Tone Commander's flagship product was their ML8000 intercom system that was designed for use with 1A2 systems. It offered separate (private) talk paths, unlike most 1A2 intercom systems that shared one single talk path.

If a standard 1A2 intercom system was in use, it couldn't be used by anyone else. The ML8000 was purchased by many Bell companies as a substitute for the Western Electric 6A intercom (two paths) and the later 6B (Dialog) that offered more talk paths. Both were tremendously expensive due to the labor, hardware and space requirements. The 6B also required expensive modifications within the station sets with diodes, etc. What a pain.

The ML8000 was compact and could be wall or rack mounted in about a tenth of the space of a 6A and a quarter of the space required by a 6B system. In a single cabinet that was only about a foot wide, it could support up to four talk paths and 80 stations, flashing lamps, ringback tone, interrupted audible and transfer capabilities. A special station card even allowed single line tip/ring signaling. They also offered a trunk card that allowed outside line access, but it was clunky. There was a Burndy cable option that would allow it to plug into a standard Western Electric modular power supply (79B5, etc.), so no special power requirements existed. Not bad at the time.

This system was a huge success for Tone Commander. They took these profits to develop variations of it by adding more PBX-related features, such as better single-line set support. Unlike the ML8000 which required separate pairs to the station for talk path, lamps and ringing, which were also limitations of WECO's 6A and 6B, the Innkeeper and Storekeeper by TCS provided ringing across the talk path, meaning that standard single-line sets were fully supported.

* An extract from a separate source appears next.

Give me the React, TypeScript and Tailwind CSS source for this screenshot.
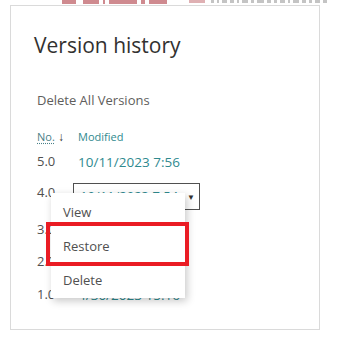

These products were much less expensive than the then-popular Mitel SX100 and 200 systems, so for retail or hotel/motel environments, they sold like crazy for a while.

Then Mitel came out with the SX50, 20,and the 10. Those were much more sophisticated with comparable capacities and Tone Commander gave up the fight. They then focused on more of the telco product offerings, specifically Centrex and ISDN answering consoles. They were always in tight with the Bell Companies.

Melco tried to join in on Tone Commander's bandwagon with multi-path intercom systems for 1A2 as did San/Bar and Teltone, but Tone Commander stole the show for the short time that they were needed until 1A2 started heading out.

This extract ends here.